UConn drew a friendly region in Seattle 3, which is led by No. 1 seed Virginia Tech and is rounded out by No. 3 Ohio State and No. 4 Tennessee.
Ohio State, their potential Sweet 16 matchup, struggles defensively, opening up opportunity for Fudd to lead a team that’s scored more than 90 points six times. It scored 86 against Iowa, another Big Ten team with defensive faults.
That leaves Virginia Tech, a hot team out of the ACC that rose into the No. 1-seed line late, and Tennessee, another hot team that has struggled against its tough nonconference schedule, likely waiting in the regional final.

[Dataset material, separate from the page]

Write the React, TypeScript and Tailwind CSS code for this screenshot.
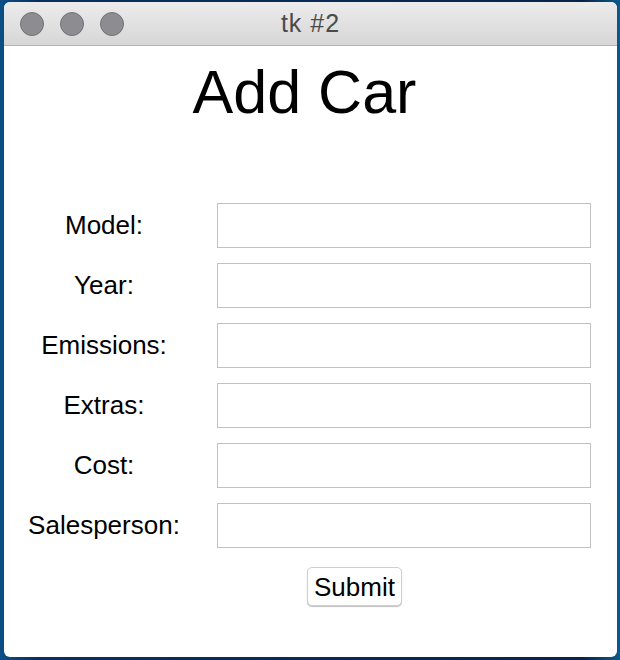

The one downside is for the first time in a long time, UConn won’t play its regional games in its backyard of Connecticut or Albany, New York. It’s a cross-country trek to Seattle, though the city has been unofficially dubbed “UConn West.” The WNBA’s Storm have featured a number of UConn alumnae led by Bird and Stewart in previous seasons.
The greatest gift is avoiding South Carolina until the championship game, which would be an interesting rematch with Fudd on the floor leading a group of mostly former bench players thrown into starting minutes.
“We played so much of this season short-handed and it’s been hard, but I think it’s really helped us and brought us closer together,” Ducharme told SNY on Selection Sunday. “Now to have that knowing that we can play those hard minutes, but knowing that we have people that can come in and help us out, I think it just balances us out. It’s anyone’s night any night and we all know that.”
The Huskies have the advantage of rest and adding back key players to a roster that has, despite its close finishes, figured out how to win without them. UConn’s Final Four streak hinges on the question of which UConn will show up: the UConn of February or the UConn of January that, with a healthier roster, looks a lot like the UConn of March and April the world has seen for 14 years?